━━ Source data

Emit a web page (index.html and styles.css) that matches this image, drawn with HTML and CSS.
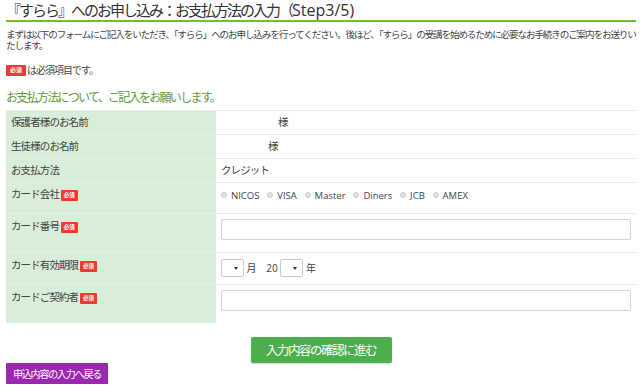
FILE: index.html
```html
<!DOCTYPE html>
<html lang="ja">

<head>
    <meta charset="UTF-8">
    <meta name="viewport" content="width=device-width, initial-scale=1.0">
    <title>お支払方法の入力</title>
    <link rel="stylesheet" href="styles.css">
</head>

<body>
    <div class="page">
        <h1 class="page-title">『すらら』へのお申し込み：お支払方法の入力（<span class="latin">Step3/5)</span></h1>
        <p class="intro">まずは以下のフォームにご記入をいただき、「すらら」へのお申し込みを行ってください。後ほど、「すらら」の受講を始めるために必要なお手続きのご案内をお送りいたします。</p>
        <p class="note"><span class="badge">必須</span>は必須項目です。</p>
        <h2 class="section-title">お支払方法について、ご記入をお願いします。</h2>

        <table class="form-table">
            <tr class="row-text">
                <th>保護者様のお名前</th>
                <td><span class="name-gap wide"></span>様</td>
            </tr>
            <tr class="row-text">
                <th>生徒様のお名前</th>
                <td><span class="name-gap"></span>様</td>
            </tr>
            <tr class="row-text">
                <th>お支払方法</th>
                <td>クレジット</td>
            </tr>
            <tr class="row-radio">
                <th>カード会社 <span class="badge small">必須</span></th>
                <td>
                    <label class="radio"><span class="dot"></span>NICOS</label>
                    <label class="radio"><span class="dot"></span>VISA</label>
                    <label class="radio"><span class="dot"></span>Master</label>
                    <label class="radio"><span class="dot"></span>Diners</label>
                    <label class="radio"><span class="dot"></span>JCB</label>
                    <label class="radio"><span class="dot"></span>AMEX</label>
                </td>
            </tr>
            <tr class="row-input">
                <th>カード番号 <span class="badge small">必須</span></th>
                <td><input class="field" type="text"></td>
            </tr>
            <tr class="row-select">
                <th>カード有効期限 <span class="badge small">必須</span></th>
                <td class="expiry">
                    <span class="select"><span class="arrow"></span></span>
                    <span>月</span>
                    <span class="year-prefix">20</span>
                    <span class="select"><span class="arrow"></span></span>
                    <span>年</span>
                </td>
            </tr>
            <tr class="row-holder">
                <th>カードご契約者 <span class="badge small">必須</span></th>
                <td><input class="field" type="text"></td>
            </tr>
        </table>

        <div class="actions">
            <button class="btn-next">入力内容の確認に進む</button>
        </div>
        <button class="btn-back">申込内容の入力へ戻る</button>
    </div>
</body>

</html>
```

FILE: styles.css
```css
* {
    margin: 0;
    padding: 0;
    box-sizing: border-box;
}

body {
    background-color: #fff;
    color: #333;
    font-family: "Open Sans", "Noto Sans CJK JP", sans-serif;
}

.page {
    padding: 0 4px 0 6px;
}

.page-title {
    font-size: 15px;
    font-weight: normal;
    letter-spacing: -2px;
    line-height: 20px;
    color: #333;
    border-bottom: 2px solid #72bf2e;
}

.page-title .latin {
    letter-spacing: 0;
    font-size: 16px;
}

.intro {
    margin-top: 7px;
    font-size: 9.6px;
    letter-spacing: -1.15px;
    line-height: 11px;
    color: #444;
}

.note {
    margin-top: 12px;
    font-size: 10px;
    letter-spacing: -1px;
    line-height: 14px;
    color: #444;
    display: flex;
    align-items: center;
}

.badge {
    display: inline-block;
    background-color: #ee3b2f;
    color: #fff;
    font-size: 6px;
    font-weight: bold;
    letter-spacing: 0;
    line-height: 11px;
    height: 11px;
    width: 20px;
    text-align: center;
    border-radius: 1px;
    margin-right: 1px;
}

.badge.small {
    width: 17px;
    height: 11px;
    line-height: 11px;
    font-size: 5.5px;
    vertical-align: 1px;
}

.section-title {
    margin-top: 13px;
    font-size: 12px;
    font-weight: normal;
    letter-spacing: -1.7px;
    line-height: 16px;
    color: #5d9a39;
}

.form-table {
    margin-top: 4px;
    width: 100%;
    border-collapse: collapse;
    font-size: 10.5px;
    letter-spacing: -0.9px;
    line-height: 13px;
    color: #444;
}

.form-table th,
.form-table td {
    text-align: left;
    font-weight: normal;
    vertical-align: top;
    padding: 5px 5px 0;
    border-top: 1px solid #e8e8e8;
}

.form-table th {
    width: 210px;
    background-color: #d8eed9;
    border-top-color: #e6f2e6;
}

.row-text th,
.row-text td {
    height: 24px;
}

.row-radio th,
.row-radio td {
    height: 31px;
}

.row-input th,
.row-input td {
    height: 39px;
    padding-top: 6px;
}

.row-select th,
.row-select td {
    height: 32px;
    padding-top: 6px;
}

.row-holder th,
.row-holder td {
    height: 38px;
    padding-top: 6px;
}

.row-input td,
.row-holder td {
    padding-top: 5px;
}

.name-gap {
    display: inline-block;
    width: 47px;
}

.name-gap.wide {
    width: 57px;
}

.radio {
    display: inline-flex;
    align-items: center;
    font-size: 9.5px;
    letter-spacing: 0;
    margin-right: 6px;
    color: #444;
}

.dot {
    width: 6px;
    height: 6px;
    border-radius: 50%;
    border: 1px solid #ccc;
    background-color: #e4e4e4;
    margin-right: 4px;
}

.field {
    display: block;
    width: 100%;
    height: 21px;
    border: 1px solid #d4d4d4;
    border-radius: 2px;
    background-color: #fff;
}

.expiry {
    font-size: 10px;
    letter-spacing: 0;
}

.expiry span {
    display: inline-block;
    vertical-align: middle;
}

.select {
    width: 23px;
    height: 18px;
    border: 1px solid #ccc;
    border-radius: 2px;
    position: relative;
}

.arrow {
    position: absolute;
    right: 5px;
    top: 7px;
    border-left: 2px solid transparent;
    border-right: 2px solid transparent;
    border-top: 3px solid #333;
}

.year-prefix {
    margin-left: 7px;
    color: #444;
}

.actions {
    margin-top: 14px;
    display: flex;
    justify-content: center;
}

.btn-next {
    width: 141px;
    height: 26px;
    border: none;
    border-radius: 2px;
    background-color: #4cae4c;
    color: #fff;
    font-family: "Open Sans", "Noto Sans CJK JP", sans-serif;
    font-size: 12.5px;
    letter-spacing: -1.5px;
    box-shadow: 0 1px 2px rgba(0, 0, 0, 0.2);
    cursor: pointer;
}

.btn-back {
    display: block;
    width: 102px;
    height: 21px;
    border: none;
    background-color: #9c27b0;
    color: #fff;
    font-family: "Open Sans", "Noto Sans CJK JP", sans-serif;
    font-size: 10px;
    letter-spacing: -1.2px;
    cursor: pointer;
}
```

━━━━

### Problem statement
Locate all lines holding the word "styles", then copy them out.

### The completed task
Emit a web page (index.html and styles.css) that matches this image, drawn with HTML and CSS.
    <link rel="stylesheet" href="styles.css">
FILE: styles.css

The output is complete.